Right after Jesus told Nicodemus he needed to be born again, Jesus explained how that happens. He said, “just as Moses lifted up the serpent in the wilderness, so must the Son of Man be lifted up, that whoever believes in him may have eternal life” (John 3.14). Jesus often referred to himself as “the Son of Man,” alluding to Daniel 7.13-14. His mention of Moses regarded an incident involving poisonous snakes. We read, “The people spoke against God and against Moses, ‘Why have you brought us up out of Egypt to die in the wilderness? For there is no food and no water, and we detest this miserable food.’ Then the LORD sent poisonous serpents among the people, and they bit the people, so that many Israelites died. The people came to Moses and said, ‘We have sinned by speaking against the LORD and against you; pray to the LORD to take away the serpents from us.’ So Moses prayed for the people. And the LORD said to Moses, ‘Make a poisonous serpent, and set it on a pole; and everyone who is bitten shall look at it and live.’ So Moses made a serpent of bronze and put it upon a pole; and whenever a serpent bit someone, that person would look at the serpent of bronze and live” (Numbers 21.5-9).

So, when Jesus told Nicodemus that he, Jesus, would be lifted up, he was predicting his death by being crucified on a pole, that is, a cross. He meant that if Nicodemus believed that Jesus was then dying for his sins, Nicodemus would then be born again and inherit eternal, similar to the snake-bitten Israelites looking at the bronze snake on the pole and being healed of their poisonous snake bites.

The second Johannine pericope that involved Nicodemus was during a Feast of Tabernacles (Booths) at Jerusalem (John 7). The people at the temple were discussing about Jesus, whether or not he was the Messiah promised in their Scriptures. The religious authorities even sent the police to arrest Jesus, who had now arrived at the feast. Then we read, “Then the temple police went back to the chief priests and Pharisees, who asked them, ‘Why did you not arrest him?’ The police answered, ‘Never has anyone spoken like this!’ Then the Pharisees replied, ‘Surely you have not been deceived too, have you? Has any one of the authorities of of the Pharisees believed in him? But this crowd, which does not know the law–they are accursed.’ Nicodemus, who had gone to Jesus before, and who was one of them, asked, ‘Our law does not judge people without first giving them a hearing to find out what they are doing, does it?’ They replied, ‘Surely you are not also from Galilee, are? Search and you will see that no prophet is to arise from Galilee'” (John 7.45-52). So, at this point, Nicodemus was somewhat defending Jesus by pleading that he be given a just hearing.
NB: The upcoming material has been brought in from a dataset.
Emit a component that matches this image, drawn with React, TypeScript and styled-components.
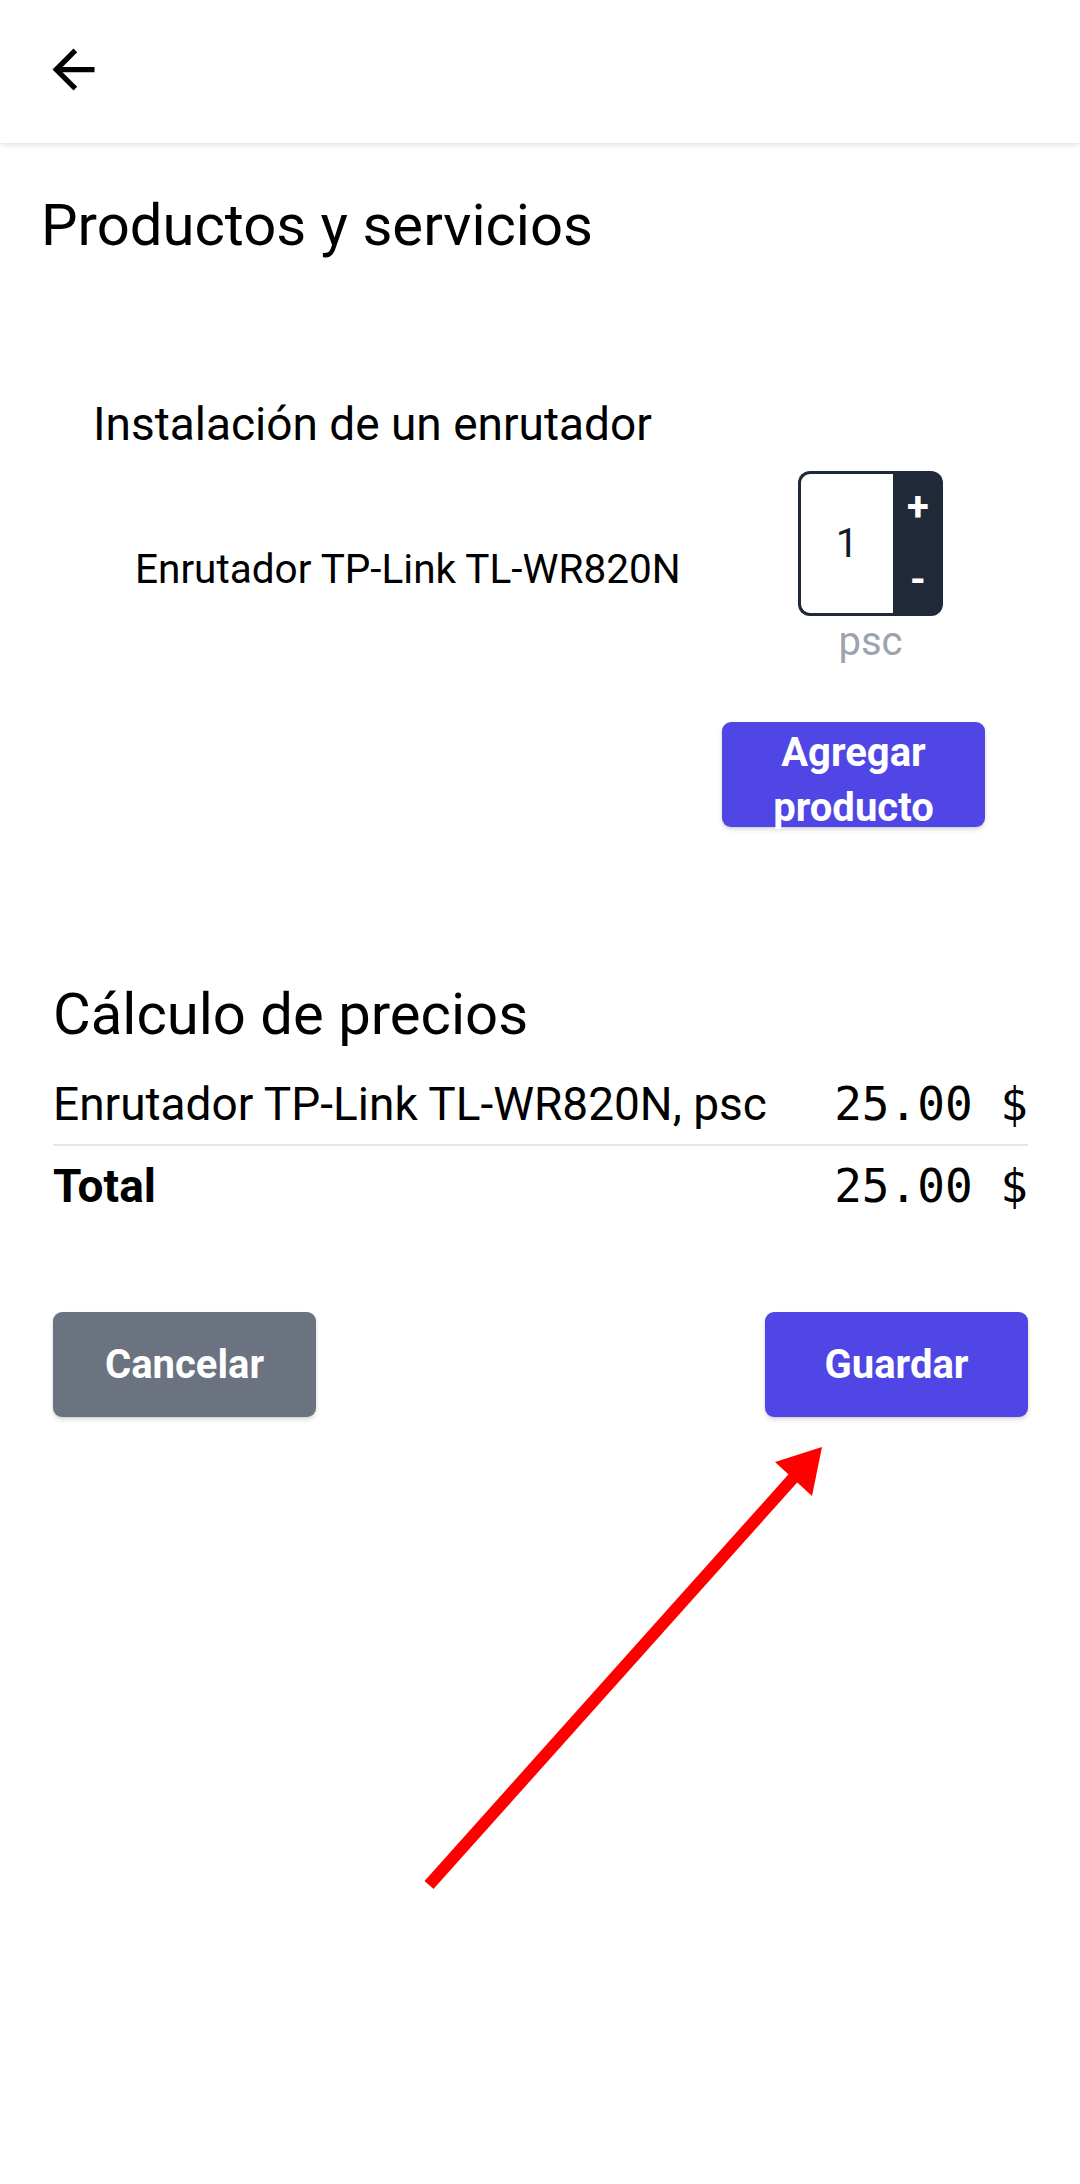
import React from "react";
import styled, { createGlobalStyle } from "styled-components";

const GlobalStyle = createGlobalStyle`
  html, body { margin: 0; padding: 0; background: #ffffff; }
  body { font-family: Roboto, "Noto Sans", "Liberation Sans", sans-serif; color: #000; }
  * { box-sizing: border-box; }
`;

const Page = styled.div`
  position: relative;
  width: 1080px;
  min-height: 2184px;
  background: #ffffff;
`;

const Header = styled.header`
  height: 143px;
  display: flex;
  align-items: center;
  padding-left: 42px;
  background: #ffffff;
  box-shadow: 0 2px 6px rgba(0, 0, 0, 0.12);
`;

const IconButton = styled.button`
  width: 63px;
  height: 63px;
  margin-top: -5px;
  padding: 0;
  border: none;
  background: transparent;
  display: flex;
  align-items: center;
  justify-content: center;
  color: #000;
`;

const Main = styled.main`
  display: flex;
  flex-direction: column;
`;

const PageTitle = styled.h1`
  margin: 48px 0 0 41px;
  font-size: 58px;
  line-height: 68px;
  font-weight: 400;
`;

const ProductCard = styled.section`
  margin: 137px 95px 0 93px;
  display: flex;
  flex-direction: column;
`;

const ServiceName = styled.h2`
  margin: 0;
  font-size: 46px;
  line-height: 56px;
  font-weight: 400;
`;

const ProductRow = styled.div`
  margin-top: 19px;
  display: flex;
  align-items: center;
  justify-content: space-between;
`;

const ProductName = styled.span`
  padding-left: 42px;
  font-size: 40.5px;
  line-height: 48px;
`;

const QtyColumn = styled.div`
  margin-right: 42px;
  display: flex;
  flex-direction: column;
  align-items: center;
`;

const Stepper = styled.div`
  display: flex;
  width: 145px;
  height: 145px;
`;

const QtyInput = styled.div`
  flex: 1;
  display: flex;
  align-items: center;
  justify-content: center;
  border: 3px solid #1f2937;
  border-right: none;
  border-radius: 12px 0 0 12px;
  font-size: 40px;
  color: #111827;
`;

const StepButtons = styled.div`
  width: 50px;
  display: flex;
  flex-direction: column;
  background: #1f2937;
  border-radius: 0 12px 12px 0;
`;

const StepButton = styled.button`
  flex: 1;
  padding: 0;
  border: none;
  background: transparent;
  color: #ffffff;
  font-family: Roboto, sans-serif;
  font-size: 40px;
  font-weight: 700;
  line-height: 1;
  display: flex;
  align-items: center;
  justify-content: center;
`;

const Unit = styled.span`
  margin-top: 2px;
  font-size: 40px;
  line-height: 48px;
  color: #9ca3af;
`;

const CardActions = styled.div`
  margin-top: 56px;
  display: flex;
  justify-content: flex-end;
`;

const ActionButton = styled.button<{ $variant: "primary" | "secondary"; $shift?: number }>`
  width: 263px;
  height: 105px;
  padding: ${(p) => (p.$shift ? `${p.$shift}px 0 0` : "0")};
  border: none;
  border-radius: 9px;
  background: ${(p) => (p.$variant === "primary" ? "#4f46e5" : "#6b7280")};
  color: #ffffff;
  font-family: Roboto, sans-serif;
  font-size: 40px;
  font-weight: 700;
  line-height: 55px;
  display: flex;
  align-items: center;
  justify-content: center;
  text-align: center;
  box-shadow: 0 3px 5px rgba(0, 0, 0, 0.12), 0 1px 2px rgba(0, 0, 0, 0.08);
`;

const PriceSection = styled.section`
  margin: 153px 52px 0 53px;
  display: flex;
  flex-direction: column;
`;

const SectionTitle = styled.h2`
  margin: 0;
  font-size: 58px;
  line-height: 68px;
  font-weight: 400;
`;

const PriceTable = styled.div`
  margin-top: 16px;
  display: flex;
  flex-direction: column;
`;

const PriceRow = styled.div<{ $total?: boolean }>`
  display: flex;
  justify-content: space-between;
  align-items: baseline;
  padding: 12px 0;
  font-size: 46px;
  line-height: 56px;
  font-weight: ${(p) => (p.$total ? 700 : 400)};
  border-bottom: ${(p) => (p.$total ? "none" : "2px solid #e5e7eb")};
`;

const Amount = styled.span`
  font-family: "DejaVu Sans Mono", "Liberation Mono", monospace;
  font-size: 46px;
  font-weight: 400;
  white-space: pre;
`;

const FormActions = styled.div`
  margin: 86px 52px 0 53px;
  display: flex;
  justify-content: space-between;
`;

const Annotation = styled.svg`
  position: absolute;
  left: 415px;
  top: 1440px;
  pointer-events: none;
`;

export default function App() {
  return (
    <Page>
      <GlobalStyle />
      <Header>
        <IconButton aria-label="Volver">
          <svg width="63" height="63" viewBox="0 0 24 24" fill="currentColor">
            <path d="M20 11H7.83l5.59-5.59L12 4l-8 8 8 8 1.41-1.41L7.83 13H20v-2z" />
          </svg>
        </IconButton>
      </Header>
      <Main>
        <PageTitle>Productos y servicios</PageTitle>
        <ProductCard>
          <ServiceName>Instalación de un enrutador</ServiceName>
          <ProductRow>
            <ProductName>Enrutador TP-Link TL-WR820N</ProductName>
            <QtyColumn>
              <Stepper>
                <QtyInput>1</QtyInput>
                <StepButtons>
                  <StepButton>+</StepButton>
                  <StepButton>-</StepButton>
                </StepButtons>
              </Stepper>
              <Unit>psc</Unit>
            </QtyColumn>
          </ProductRow>
          <CardActions>
            <ActionButton $variant="primary" $shift={10}>
              Agregar
              <br />
              producto
            </ActionButton>
          </CardActions>
        </ProductCard>
        <PriceSection>
          <SectionTitle>Cálculo de precios</SectionTitle>
          <PriceTable>
            <PriceRow>
              <span>Enrutador TP-Link TL-WR820N, psc</span>
              <Amount>25.00 $</Amount>
            </PriceRow>
            <PriceRow $total>
              <span>Total</span>
              <Amount>25.00 $</Amount>
            </PriceRow>
          </PriceTable>
        </PriceSection>
        <FormActions>
          <ActionButton $variant="secondary">Cancelar</ActionButton>
          <ActionButton $variant="primary">Guardar</ActionButton>
        </FormActions>
      </Main>
      <Annotation width="420" height="460" viewBox="0 0 420 460">
        <line x1="14" y1="445" x2="380" y2="36" stroke="#ff0000" strokeWidth="12" />
        <polygon points="407,7 360,22 397,56" fill="#ff0000" />
      </Annotation>
    </Page>
  );
}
When Jesus was crucified and died, his apostles deserted him out of fear. Right before it happened, Jesus had predicted to them privately that they would do that (Matthew 26.30-35). It was prophesied already by the prophet Zechariah as Jesus also said (Zechariah 13.7). Thus, these men were not there to try to care for Jesus’ deceased body. But that is reasonable since Roman authorities would have been on the look out a messianic uprising since many were questioning if Jesus was the Messiah, and there were rumors that he had said he would arise from the dead.

Besides, Jesus was condemned by Governor Pilate as a possible insurrectionist, since he had put on Jesus’ headboard on the cross, “The King of the Jews.” The Romans did not allow the crucified bodies of slaves and insurrectionists to have a proper burial. Rather, they were left on the cross for days to eaten by dogs and birds and their skeletal remains thrown into a common pit for such. However, there is evidence that the Romans allowed for a person of notoriety to request such a body. But to do so, that person likely would have to provide a suitable gravesite.

Nicodemus and Josephus of Arimathea were perfect for this, which I believe reveals God’s providence in the affair. Josephus was a rich man who owned a prepared tomb located nearby. We read of him, “Joseph of Arimathea, who was a disciple of Jesus, though a secret one because of fear of the Jews, asked Pilate to let him take away the body of Jesus. Pilate gave him permission; so he came and removed his body. Nicodemus, who had at first come to Jesus by night, also came, bringing a mixture of myrrh and aloes, weighing about a hundred pounds. They took the body of Jesus ad wrapped it with the spices in linen cloths, according to the burial custom of the Jews. Now there was garden in the place where he was crucified, and in the garden there was a new tomb in which ho one had ever been laid. . . . they laid Jesus there” (John 19.38-42).

So, was Nicodemus by now, like Joseph, a secret disciple of Jesus, having been born again? That is questionable. Days later, on the Day of Pentecost, the apostle Peter stood and preached to thousands of Jews at that festival, saying, “Jesus of Nazareth, a man attested to you by God with deeds of power, wonder, and signs that God did through among you, as you yourselves know–this man, handed over to you according to the definite plan and foreknowledge of God, you crucified and killed by the hands of those outside the law. But God raised him up, having freed him from death, . . . God has made him both Lord and Messiah, this Jesus whom you crucified. . . . Repent and be baptized every one of you in the name of Jesus Christ so that your sins may be forgiven” (Acts 2.22-24, 36, 38).

So, being water baptized would have served as a public confession of believing in Jesus. It was not that the water baptism brings about the forgiveness, the salvation, and the promise of eternal life. It merely attested to because the person had confessed to believe in Jesus. For the apostle Paul states the Christian gospel clearly in his Epistle to the Romans believers, “if you confess with your lips that Jesus is Lord and believe in your heart that God raised him from the dead, you will be saved” (Romans 10.9). It is belief in the heart and confession with the mouth that requires for salvation.

Did Nicodemus and Joseph of Arimathea eventually do that. I think most likely they did. But their courageous act in asking Governor Pilate for Jesus’ deceased body, laying it in a tomb sealed with a rock at its entrance, guarded by Roman guards so no one steal the body, and yet Jesus till arose from the dead to be seen by many of his disciples over the next forty days–all of that was God’s plan that involved Nicodemus and Joseph. Was Nicodemus born again by then? Caring for Jesus’ deceased body like that seems to me like a testimony to saving faith. What do you think?